Mayawati’s conciliatory appeal and the promise of power and positions in her future regime finally brought the upper castes around. The cascading effect of this brought slices of other voter segments, leading to the BSP achieving power on the back of a rainbow caste coalition. The addition of other castes to Dalits came to be known locally as the “plus vote.” And true to her promise, Chief Minister Mayawati found official placements for the same “manuwadi” class that she railed against for much of her career.
Five years on, she would be betrayed by the upper castes, but incredibly the deserters would head for the SP which they had previously rejected. What changed things for them? The Mayawati government placated the upper castes with plum posts.
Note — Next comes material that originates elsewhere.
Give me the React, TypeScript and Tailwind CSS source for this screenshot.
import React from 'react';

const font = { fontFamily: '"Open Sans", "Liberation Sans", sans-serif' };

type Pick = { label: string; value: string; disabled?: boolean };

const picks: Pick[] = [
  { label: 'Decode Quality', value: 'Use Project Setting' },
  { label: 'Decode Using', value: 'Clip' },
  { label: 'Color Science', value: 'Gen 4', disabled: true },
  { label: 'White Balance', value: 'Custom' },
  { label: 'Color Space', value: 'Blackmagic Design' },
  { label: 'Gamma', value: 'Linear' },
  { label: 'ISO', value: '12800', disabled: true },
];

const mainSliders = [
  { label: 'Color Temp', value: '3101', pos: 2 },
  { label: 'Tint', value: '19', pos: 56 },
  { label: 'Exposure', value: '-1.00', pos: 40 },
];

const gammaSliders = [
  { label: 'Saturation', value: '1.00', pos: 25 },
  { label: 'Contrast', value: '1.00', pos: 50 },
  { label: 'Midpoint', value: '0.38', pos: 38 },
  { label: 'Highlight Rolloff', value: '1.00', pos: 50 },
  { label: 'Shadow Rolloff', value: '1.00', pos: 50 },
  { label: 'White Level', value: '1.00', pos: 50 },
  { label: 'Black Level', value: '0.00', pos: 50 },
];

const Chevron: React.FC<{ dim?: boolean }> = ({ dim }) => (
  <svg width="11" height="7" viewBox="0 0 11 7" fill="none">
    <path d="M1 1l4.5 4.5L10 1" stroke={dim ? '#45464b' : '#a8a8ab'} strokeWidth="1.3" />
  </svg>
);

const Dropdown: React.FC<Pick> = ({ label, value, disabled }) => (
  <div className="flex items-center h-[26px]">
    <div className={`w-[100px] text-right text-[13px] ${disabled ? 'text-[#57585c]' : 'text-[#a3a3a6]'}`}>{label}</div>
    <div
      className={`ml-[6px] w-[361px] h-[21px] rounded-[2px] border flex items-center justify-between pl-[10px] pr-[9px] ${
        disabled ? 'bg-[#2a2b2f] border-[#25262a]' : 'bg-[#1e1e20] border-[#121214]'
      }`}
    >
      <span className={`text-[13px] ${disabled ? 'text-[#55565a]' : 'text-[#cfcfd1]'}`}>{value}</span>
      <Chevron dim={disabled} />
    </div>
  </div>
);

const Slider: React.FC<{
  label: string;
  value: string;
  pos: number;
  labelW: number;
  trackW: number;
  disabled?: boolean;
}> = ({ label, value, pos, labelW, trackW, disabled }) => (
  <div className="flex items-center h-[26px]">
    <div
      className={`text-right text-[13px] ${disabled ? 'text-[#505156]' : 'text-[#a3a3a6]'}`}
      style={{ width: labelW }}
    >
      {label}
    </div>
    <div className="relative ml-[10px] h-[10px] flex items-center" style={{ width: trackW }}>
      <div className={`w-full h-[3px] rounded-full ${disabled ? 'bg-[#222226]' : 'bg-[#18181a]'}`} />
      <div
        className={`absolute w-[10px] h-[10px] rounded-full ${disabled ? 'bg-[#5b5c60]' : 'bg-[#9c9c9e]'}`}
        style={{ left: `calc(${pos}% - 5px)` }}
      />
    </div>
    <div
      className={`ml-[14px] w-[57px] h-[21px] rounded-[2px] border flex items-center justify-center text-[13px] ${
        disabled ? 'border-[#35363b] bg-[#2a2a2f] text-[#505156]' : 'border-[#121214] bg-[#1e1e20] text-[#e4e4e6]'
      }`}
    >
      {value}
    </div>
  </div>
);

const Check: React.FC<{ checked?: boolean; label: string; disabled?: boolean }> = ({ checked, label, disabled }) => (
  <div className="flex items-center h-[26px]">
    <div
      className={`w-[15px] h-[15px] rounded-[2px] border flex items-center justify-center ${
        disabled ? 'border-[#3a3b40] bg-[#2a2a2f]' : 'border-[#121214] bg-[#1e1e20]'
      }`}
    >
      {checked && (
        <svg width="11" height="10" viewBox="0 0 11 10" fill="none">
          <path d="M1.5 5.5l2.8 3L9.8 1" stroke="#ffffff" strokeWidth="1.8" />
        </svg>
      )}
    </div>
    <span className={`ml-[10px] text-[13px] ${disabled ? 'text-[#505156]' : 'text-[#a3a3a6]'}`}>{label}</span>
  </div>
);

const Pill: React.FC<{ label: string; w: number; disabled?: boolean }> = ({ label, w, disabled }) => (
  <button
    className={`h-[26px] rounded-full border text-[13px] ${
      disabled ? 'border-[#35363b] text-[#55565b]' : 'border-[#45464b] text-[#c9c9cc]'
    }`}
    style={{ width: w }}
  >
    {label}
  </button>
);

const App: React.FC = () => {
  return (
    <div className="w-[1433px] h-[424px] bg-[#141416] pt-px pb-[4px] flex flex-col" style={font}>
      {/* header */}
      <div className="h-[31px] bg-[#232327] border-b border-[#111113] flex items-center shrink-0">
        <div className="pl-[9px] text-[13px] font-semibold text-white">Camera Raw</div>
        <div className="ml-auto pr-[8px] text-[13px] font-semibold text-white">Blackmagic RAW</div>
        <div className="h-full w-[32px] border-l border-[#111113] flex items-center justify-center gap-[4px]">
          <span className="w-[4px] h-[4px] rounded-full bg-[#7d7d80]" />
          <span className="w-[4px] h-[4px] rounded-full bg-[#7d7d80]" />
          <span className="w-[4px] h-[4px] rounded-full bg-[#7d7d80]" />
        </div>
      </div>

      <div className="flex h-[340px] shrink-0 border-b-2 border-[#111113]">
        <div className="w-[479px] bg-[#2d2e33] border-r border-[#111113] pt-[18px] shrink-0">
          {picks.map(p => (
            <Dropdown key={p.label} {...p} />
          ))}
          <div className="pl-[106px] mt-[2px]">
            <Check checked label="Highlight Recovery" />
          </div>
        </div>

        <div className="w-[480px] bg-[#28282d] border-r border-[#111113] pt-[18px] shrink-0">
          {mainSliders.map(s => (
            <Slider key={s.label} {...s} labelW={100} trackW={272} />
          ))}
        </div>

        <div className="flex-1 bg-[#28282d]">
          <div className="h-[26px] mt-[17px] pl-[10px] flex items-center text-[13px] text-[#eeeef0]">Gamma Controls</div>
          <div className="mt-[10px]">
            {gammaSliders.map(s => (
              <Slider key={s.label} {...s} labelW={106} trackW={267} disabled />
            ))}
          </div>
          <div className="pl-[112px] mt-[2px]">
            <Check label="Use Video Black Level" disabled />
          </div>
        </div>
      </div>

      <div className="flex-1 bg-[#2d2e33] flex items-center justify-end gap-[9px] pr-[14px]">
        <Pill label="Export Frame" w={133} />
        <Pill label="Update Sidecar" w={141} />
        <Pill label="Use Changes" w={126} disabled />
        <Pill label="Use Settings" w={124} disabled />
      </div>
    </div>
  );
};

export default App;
But it also went some distance to implement legal measures enacted for the protection of Dalits. The implementation of the anti-atrocities legislation, and minimal attempts to secure land rights for Dalits, brought a severe upper caste backlash, resulting in the collapse of the artificial caste alliance achieved by Mayawati.
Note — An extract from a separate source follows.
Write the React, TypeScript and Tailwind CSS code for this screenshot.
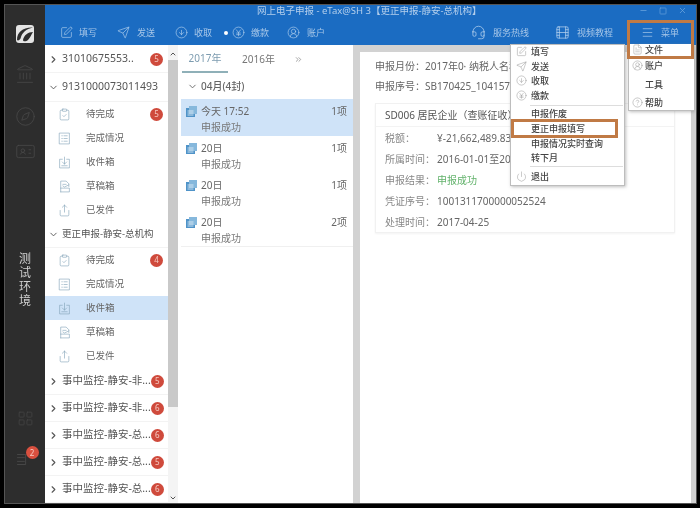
import React from "react";
import { SquarePen, Send, CircleArrowDown, CircleUserRound, Headset, Film, Menu, ChevronRight, ChevronDown, ChevronUp, ClipboardCheck, Share, Landmark, Compass, IdCard, LayoutGrid, Power, CircleHelp, FileText, Minus, Square, X, ChevronsRight } from "lucide-react";

type IconT = React.ComponentType<{ size?: number; strokeWidth?: number; className?: string }>;

const svgProps = (size: number | undefined, strokeWidth: number | undefined, className: string | undefined) => ({
  width: size, height: size, viewBox: "0 0 24 24", fill: "none", stroke: "currentColor", strokeWidth, className,
  strokeLinecap: "round" as const, strokeLinejoin: "round" as const,
});

const ListBox: IconT = ({ size, strokeWidth, className }) => (
  <svg {...svgProps(size, strokeWidth, className)}>
    <rect x="3" y="2" width="18" height="20" />
    <path d="M7 7h1M7 12h1M7 17h1M11 7h6M11 12h6M11 17h6" />
  </svg>
);
const Inbox: IconT = ({ size, strokeWidth, className }) => (
  <svg {...svgProps(size, strokeWidth, className)}>
    <path d="M8 6H3v16h18V6h-5" />
    <path d="M12 2v13M8 11l4 4 4-4M7 18h10" />
  </svg>
);
const Draft: IconT = ({ size, strokeWidth, className }) => (
  <svg {...svgProps(size, strokeWidth, className)}>
    <path d="M5 22V2h10l5 5v5M5 22h16v-7H5" />
    <path d="M9 8h6M9 11l3 2 8-4" />
  </svg>
);
const YenCircle: IconT = ({ size, strokeWidth, className }) => (
  <svg {...svgProps(size, strokeWidth, className)}>
    <circle cx="12" cy="12" r="10" />
    <path d="M8 7l4 5 4-5M12 12v6M8.5 13h7M8.5 16h7" />
  </svg>
);
const Lines: IconT = ({ size, strokeWidth, className }) => (
  <svg {...svgProps(size, strokeWidth, className)}>
    <path d="M4 4h13v16H4M4 9h11M4 15h11" />
  </svg>
);

const Badge = ({ n, className = "" }: { n: number; className?: string }) => (
  <span className={`flex h-[13px] w-[13px] shrink-0 items-center justify-center rounded-full bg-[#cf4a3c] text-[8px] leading-none text-[#f6c9c0] ${className}`}>{n}</span>
);

const GroupRow = ({ open, text, n, h = "h-[27px]", size = "text-[10.5px]" }: { open?: boolean; text: string; n?: number; h?: string; size?: string }) => (
  <div className={`flex ${h} items-center border-b border-[#f3f3f3] pl-[3px] pr-[5px] ${size} text-[#555]`}>
    {open ? <ChevronDown size={11} className="shrink-0 text-[#555]" /> : <ChevronRight size={11} strokeWidth={2.4} className="shrink-0 text-[#555]" />}
    <span className="ml-[3px] whitespace-nowrap">{text}</span>
    {n !== undefined && <Badge n={n} className="ml-auto" />}
  </div>
);

const SubRow = ({ icon: I, text, n, active }: { icon: IconT; text: string; n?: number; active?: boolean }) => (
  <div className={`flex h-[24px] items-center pl-[13px] pr-[5px] text-[9.5px] text-[#666] ${active ? "bg-[#cfe3f8]" : ""}`}>
    <I size={13} strokeWidth={1.1} className="shrink-0 text-[#7d9fb5]" />
    <span className="ml-[15px]">{text}</span>
    {n !== undefined && <Badge n={n} className="ml-auto" />}
  </div>
);

const NavItem = ({ icon: I, text, size = 13, className = "" }: { icon: IconT; text: string; size?: number; className?: string }) => (
  <div className={`flex items-center text-[9px] text-[#a6c6e8] ${className}`}>
    <I size={size} strokeWidth={1.2} className="text-[#b4d0ee]" />
    <span>{text}</span>
  </div>
);

const DayRow = ({ day, count, active, last }: { day: string; count: string; active?: boolean; last?: boolean }) => (
  <div className={`h-[37px] pl-[5px] pr-[6px] pt-[5px] text-[10px] ${active ? "bg-[#cfe3f8]" : ""} ${last ? "border-b border-[#f0f0f0]" : ""}`}>
    <div className="flex h-[14px] items-center text-[#666]">
      <svg viewBox="0 0 11 11" className="h-[11px] w-[11px]">
        <rect x="0" y="2" width="9" height="9" fill="#4f93c8" />
        <rect x="3" y="0" width="8" height="8" fill="#86b8dc" />
        <path d="M1.5 5h6M1.5 7h6M1.5 9h6" stroke="#e8f2fa" strokeWidth="0.8" />
      </svg>
      <span className="ml-[4px]">{day}</span>
      <span className="ml-auto">{count}</span>
    </div>
    <div className="ml-[15px] mt-[2px] text-[#777]">申报成功</div>
  </div>
);

const Field = ({ label, children }: { label: string; children: React.ReactNode }) => (
  <div className="flex h-[21px] items-center text-[#666]">
    <span className="w-[52px] text-[#888]">{label}</span>
    {children}
  </div>
);

const MenuItem = ({ icon: I, text, className = "", indent = "w-[20px]" }: { icon?: IconT; text: string; className?: string; indent?: string }) => (
  <div className={`flex items-center text-[9px] font-medium leading-none text-[#444] ${className}`}>
    <span className={`flex ${indent} justify-center`}>{I && <I size={11} strokeWidth={1.1} className="text-[#999]" />}</span>
    <span className="whitespace-nowrap">{text}</span>
  </div>
);

export default function App() {
  return (
    <div className="relative h-[508px] w-[700px] overflow-hidden bg-black pb-[5px] pl-[5px] pr-[4px] pt-[5px] font-['Noto_Sans','Noto_Sans_CJK_SC',sans-serif] blur-[0.5px]">
      <div className="flex h-full shadow-[0_0_0_1px_#555]">
        <aside className="flex w-[40px] shrink-0 flex-col items-center bg-[#2d2d2d]">
          <div className="mt-[20px] flex h-[18px] w-[18px] items-center justify-center rounded-[3px] bg-[#e4e4e4]">
            <svg viewBox="0 0 18 18" className="h-[18px] w-[18px]">
              <path d="M1 15C1 7 7 2 17 2.5C10 4 6 8 5 12C4.5 15 2 16 1 15Z" fill="#2d2d2d" />
              <path d="M7 15C8 10 12 7 17 7C15 10 14 13 12 15C10.5 16.5 7 17 7 15Z" fill="#2d2d2d" />
            </svg>
          </div>
          <Landmark size={20} strokeWidth={1} className="mt-[21px] text-[#474747]" />
          <Compass size={21} strokeWidth={1} className="mt-[22px] text-[#474747]" />
          <IdCard size={21} strokeWidth={1} className="mt-[14px] text-[#474747]" />
          <div className="mt-[90px] w-[12px] text-[12px] leading-[14px] text-[#cfcfcf]">测试环境</div>
          <LayoutGrid size={17} strokeWidth={1} className="mt-[102px] text-[#474747]" />
          <div className="relative mt-[25px]">
            <Lines size={15} strokeWidth={1} className="-ml-[6px] text-[#555]" />
            <Badge n={2} className="absolute -right-[9px] -top-[6px] bg-[#d9503f]" />
          </div>
        </aside>

        <div className="flex min-w-0 flex-1 flex-col">
          <header className="h-[40px] shrink-0 bg-[#1b6cc2]">
            <div className="relative h-[15px]">
              <span className="absolute left-[212px] top-0 whitespace-nowrap text-[9.5px] leading-[11px] text-[#b4cfec]">网上电子申报 - eTax@SH 3【更正申报-静安-总机构】</span>
              <div className="absolute right-[9px] top-[1px] flex items-center gap-[11px] text-[#6ba4dd]">
                <Minus size={9} /><Square size={8} /><X size={9} />
              </div>
            </div>
            <div className="flex h-[25px] items-center pl-[15px] pr-[17px]">
              <NavItem icon={SquarePen} text="填写" className="gap-[6px]" />
              <NavItem icon={Send} text="发送" className="ml-[20px] gap-[7px]" />
              <NavItem icon={CircleArrowDown} text="收取" className="ml-[20px] gap-[6px]" />
              <span className="ml-[12px] h-[4px] w-[4px] rounded-full bg-white" />
              <NavItem icon={YenCircle} text="缴款" className="ml-[4px] gap-[6px]" />
              <NavItem icon={CircleUserRound} text="账户" className="ml-[18px] gap-[7px]" />
              <NavItem icon={Headset} size={15} text="服务热线" className="ml-auto gap-[7px]" />
              <NavItem icon={Film} size={15} text="视频教程" className="ml-[26px] gap-[7px]" />
              <NavItem icon={Menu} text="菜单" className="ml-[28px] gap-[7px]" />
            </div>
          </header>

          <div className="flex min-h-0 flex-1 bg-white">
            <nav className="w-[123px] shrink-0 overflow-hidden pt-[1px]">
              <GroupRow text="31010675553.." n={5} />
              <GroupRow open text="9131000073011493" h="h-[29px]" />
              <SubRow icon={ClipboardCheck} text="待完成" n={5} />
              <SubRow icon={ListBox} text="完成情况" />
              <SubRow icon={Inbox} text="收件箱" />
              <SubRow icon={Draft} text="草稿箱" />
              <SubRow icon={Share} text="已发件" />
              <GroupRow open text="更正申报-静安-总机构" h="h-[26px]" size="text-[9.5px]" />
              <SubRow icon={ClipboardCheck} text="待完成" n={4} />
              <SubRow icon={ListBox} text="完成情况" />
              <SubRow icon={Inbox} text="收件箱" active />
              <SubRow icon={Draft} text="草稿箱" />
              <SubRow icon={Share} text="已发件" />
              <GroupRow text="事中监控-静安-非..." n={5} />
              <GroupRow text="事中监控-静安-非..." n={6} />
              <GroupRow text="事中监控-静安-总..." n={6} />
              <GroupRow text="事中监控-静安-总..." n={5} />
              <GroupRow text="事中监控-静安-总..." n={6} />
            </nav>

            <div className="flex w-[10px] shrink-0 flex-col items-center bg-[#f4f4f4]">
              <ChevronUp size={8} strokeWidth={3} className="mt-[5px] text-[#555]" />
              <div className="mt-[2px] h-[347px] w-full bg-[#c9c9c9]" />
              <ChevronDown size={8} strokeWidth={3} className="mb-[1px] mt-auto text-[#555]" />
            </div>

            <section className="ml-[3px] w-[172px] shrink-0">
              <div className="flex h-[28px] items-end text-[10px]">
                <div className="ml-[1px] flex h-[28px] w-[46px] items-center justify-center border-b-2 border-[#8fb0b8] text-[#7d9cb0]">2017年</div>
                <div className="ml-[14px] flex h-[28px] items-center text-[#777]">2016年</div>
                <ChevronsRight size={9} className="mb-[9px] ml-[19px] text-[#888]" />
              </div>
              <div className="flex h-[26px] items-center pl-[6px] text-[10px] font-medium text-[#666]">
                <ChevronDown size={11} />
                <span className="ml-[3px]">04月(4封)</span>
              </div>
              <DayRow day="今天 17:52" count="1项" active />
              <DayRow day="20日" count="1项" />
              <DayRow day="20日" count="1项" />
              <DayRow day="20日" count="2项" last />
            </section>

            <main className="flex min-w-0 flex-1 bg-[#d2d2d2] pl-[7px] pr-[5px] pt-[7px]">
              <div className="flex-1 bg-white pl-[15px] pt-[6px] text-[10px] text-[#666]">
                <div className="h-[19px] whitespace-nowrap leading-[17px]">申报月份：2017年0· 纳税人名称</div>
                <div className="h-[19px] whitespace-nowrap leading-[19px]">申报序号：SB170425_10415707</div>
                <div className="mt-[7px] h-[130px] w-[300px] border border-[#f1f1f1] shadow-[0_1px_2px_#f3f3f3]">
                  <div className="flex h-[23px] items-center border-b border-[#f3f3f3] pl-[9px] text-[#555]">SD006 居民企业（查账征收）</div>
                  <div className="flex flex-col pl-[9px] pt-[1px]">
                    <Field label="税额："><span>¥-21,662,489.83</span></Field>
                    <Field label="所属时间："><span>2016-01-01至2017</span></Field>
                    <Field label="申报结果："><span className="text-[#62b26b]">申报成功</span></Field>
                    <Field label="凭证序号："><span>1001311700000052524</span></Field>
                    <Field label="处理时间："><span>2017-04-25</span></Field>
                  </div>
                </div>
              </div>
            </main>
          </div>
        </div>
      </div>

      <div className="absolute left-[510px] top-[44px] flex h-[142px] w-[115px] flex-col border border-[#bdbdbd] bg-white shadow-[1px_1px_3px_#8888]">
        <MenuItem icon={SquarePen} text="填写" className="h-[14px]" />
        <MenuItem icon={Send} text="发送" className="h-[15px]" />
        <MenuItem icon={CircleArrowDown} text="收取" className="h-[15px]" />
        <MenuItem icon={YenCircle} text="缴款" className="h-[15px]" />
        <div className="ml-[19px] mr-[1px] mt-[2px] h-px bg-[#ddd]" />
        <MenuItem text="申报作废" className="h-[15px]" />
        <MenuItem text="更正申报填写" className="h-[15px]" />
        <MenuItem text="申报情况实时查询" className="h-[15px]" />
        <MenuItem text="转下月" className="h-[15px]" />
        <div className="ml-[19px] mr-[1px] mt-[1px] h-px bg-[#ddd]" />
        <MenuItem icon={Power} text="退出" className="mt-[1px] h-[17px]" />
      </div>
      <div className="absolute left-[511px] top-[119px] h-[19px] w-[107px] border-[3px] border-[#c07a45]" />

      <div className="absolute left-[628px] top-[44px] flex h-[67px] w-[66px] flex-col border-b border-l border-[#bdbdbd] bg-white shadow-[1px_1px_3px_#8888]">
        <MenuItem icon={FileText} text="文件" indent="w-[16px]" className="h-[12px]" />
        <MenuItem icon={CircleUserRound} text="账户" indent="w-[16px]" className="mt-[2px] h-[15px]" />
        <MenuItem text="工具" indent="w-[16px]" className="mt-[4px] h-[16px]" />
        <MenuItem icon={CircleHelp} text="帮助" indent="w-[16px]" className="mt-[3px] h-[15px]" />
      </div>
      <div className="absolute left-[627px] top-[20px] h-[39px] w-[67px] border-[3px] border-[#c07a45]" />
    </div>
  );
}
The 2014 verdict is significant because the “plus vote” that benefited the BSP and the SP by turn would seem to have shifted en masse to the BJP. The verdict also signals the end of what had seemed like a natural progression — the shift of power down the caste ladder in U.P. If Mayawati was innovative in her time, Narendra Modi would outdo her by assembling a jumbo pack of all castes and communities barring Muslims and the BSP’s core Jatav vote.
The BSP won no seats even with a 19.6 per cent vote share. In a State with a Scheduled Caste population of 21 per cent, it is a fair conclusion that the BSP retained its core Jatav vote of around 12 per cent and a slice of vote of other Dalits and perhaps Muslims.
Election 2014 is a victory as much of Mr. Modi’s individual appeal as of his giant PR machine. For the BSP, which has so far shunned the media, it is a long battle made more difficult by the recent spate of attacks on Dalits and lower OBCs. The party has to demonstrate firm leadership of its own core voters even as it creatively reconnects with the alienated upper and middle castes.